The most common methodology for estimating inflation on your car insurance is to track the replacement cost of your car over a 12-month period as measured by a price index, such as the Consumer Price Index (CPI). The traditional method for creating the CPI involves tracking the relative price of a basket of representative goods over time. Your car should be part of your basket as you track it constantly
Inflation impacts on the price of insurance. Insurance may go up because of higher premiums during periods of higher inflation due to rising costs of labour and materials. Suffice to point out that inflation is not the only factor which contributes to fluctuation in insurance costs. Policyholders need to keep an eye on the value of the coverage. In an inflationary environment, replacement cost is eroded daily due to inflation.
In some countries, policyholders can purchase a feature known as “insurance inflation protection”, where the value of benefits will rise by a pre-set percentage over a set period of time.
This is especially beneficial for individuals looking to purchase long-term insurance policies.
Zimbabwe needs some of these products. For companies to request premiums in foreign currency currently does not make sense as they will miss a large segment of the market who are not paid in foreign currency, but need cover. Insurance inflation protection is handy because it mitigates the effects of these increased costs.

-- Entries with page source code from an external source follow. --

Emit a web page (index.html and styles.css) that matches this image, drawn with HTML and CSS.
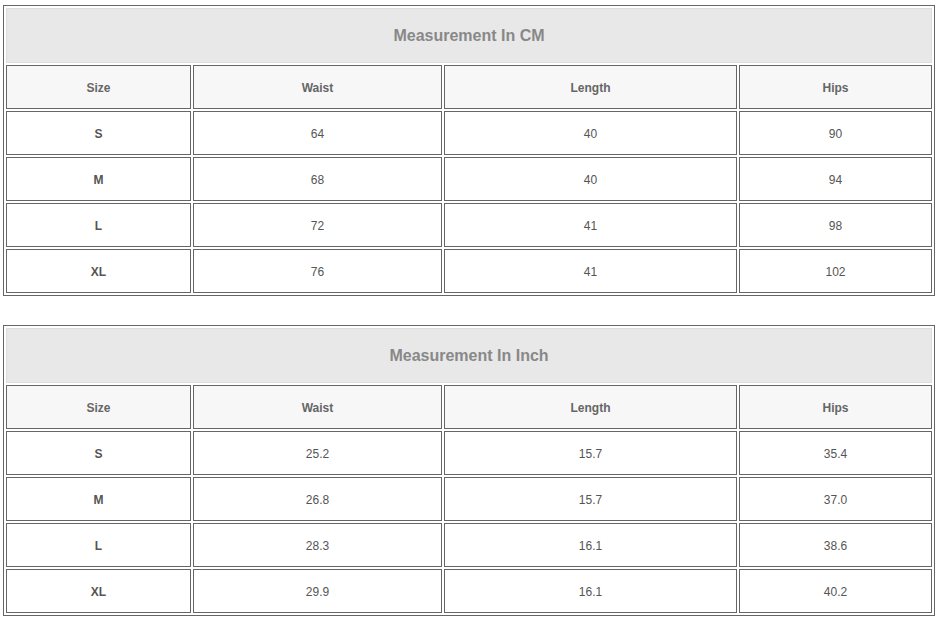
FILE: index.html
```html
<!DOCTYPE html>
<html>
<head>
<meta charset="utf-8">
<link rel="stylesheet" href="styles.css">
</head>
<body>
<div class="page">
<table class="size-table">
  <colgroup><col class="c-size"><col class="c-waist"><col class="c-length"><col class="c-hips"></colgroup>
  <tr><td class="title" colspan="4">Measurement In CM</td></tr>
  <tr class="head"><td>Size</td><td>Waist</td><td>Length</td><td>Hips</td></tr>
  <tr><td class="sz">S</td><td>64</td><td>40</td><td>90</td></tr>
  <tr><td class="sz">M</td><td>68</td><td>40</td><td>94</td></tr>
  <tr><td class="sz">L</td><td>72</td><td>41</td><td>98</td></tr>
  <tr><td class="sz">XL</td><td>76</td><td>41</td><td>102</td></tr>
</table>
<table class="size-table">
  <colgroup><col class="c-size"><col class="c-waist"><col class="c-length"><col class="c-hips"></colgroup>
  <tr><td class="title" colspan="4">Measurement In Inch</td></tr>
  <tr class="head"><td>Size</td><td>Waist</td><td>Length</td><td>Hips</td></tr>
  <tr><td class="sz">S</td><td>25.2</td><td>15.7</td><td>35.4</td></tr>
  <tr><td class="sz">M</td><td>26.8</td><td>15.7</td><td>37.0</td></tr>
  <tr><td class="sz">L</td><td>28.3</td><td>16.1</td><td>38.6</td></tr>
  <tr><td class="sz">XL</td><td>29.9</td><td>16.1</td><td>40.2</td></tr>
</table>
</div>
</body>
</html>
```
FILE: styles.css
```css
html, body {
  margin: 0;
  padding: 0;
  background: #fff;
}
.page {
  padding: 5px 0 0 3px;
  display: flex;
  flex-direction: column;
  gap: 29px;
  font-family: "Liberation Sans", Arial, sans-serif;
}
.size-table {
  width: 932px;
  table-layout: fixed;
  border-collapse: separate;
  border-spacing: 2px;
  border: 1px solid #666;
}
.c-size { width: 185px; }
.c-waist { width: 249px; }
.c-length { width: 293px; }
.c-hips { width: 193px; }
.size-table td {
  box-sizing: border-box;
  height: 44px;
  padding: 2px 0 0 0;
  border: 1px solid #666;
  text-align: center;
  vertical-align: middle;
  font-size: 12px;
  color: #555;
  background: #fff;
}
.size-table td.title {
  height: 55px;
  padding: 0;
  border: 1px solid #ddd;
  background: #e8e8e8;
  font-size: 16px;
  font-weight: bold;
  color: #888;
}
.size-table tr.head td {
  background: #f7f7f7;
  font-weight: bold;
  color: #666;
}
.size-table td.sz {
  font-weight: bold;
  color: #555;
}
```
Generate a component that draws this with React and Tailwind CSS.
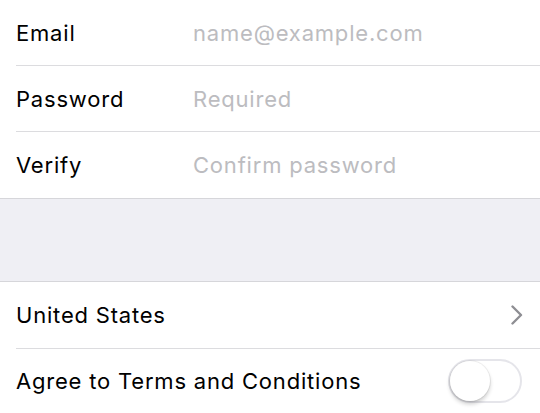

As with any additional riders, insurance inflation protection is a feature you can add on to an existing policy for additional costs that directly impact premium prices. It is important to note as well that inflation protection insurance does not exempt the policyholder from having to face premium increases unless premiums are locked in for the life of the contract.
Inflation does not have an isolated impact on insurer performance. While high inflation by itself may increase claims of insurers, the interaction with other economic and financial variables may lead to a more complex risk assessment.
For insurance firms, high rate of inflation has a negative effect on returns of insurance claims in the short-run. They have to adequately deal with claims inflation risk when calculating reserves otherwise they will go bust.
Due to inflation, there is need for regular adjustments of sums insured to reflect increased values. There is some evidence that inflation erodes the underwriting discipline and profitability of insurance firms.
This happened in the United States in the 1970s. It coincided with subsequent drops in underwriting and overall profitability. This is an analysis for another day, where we can focus on insurance firms and how they are affected by inflation.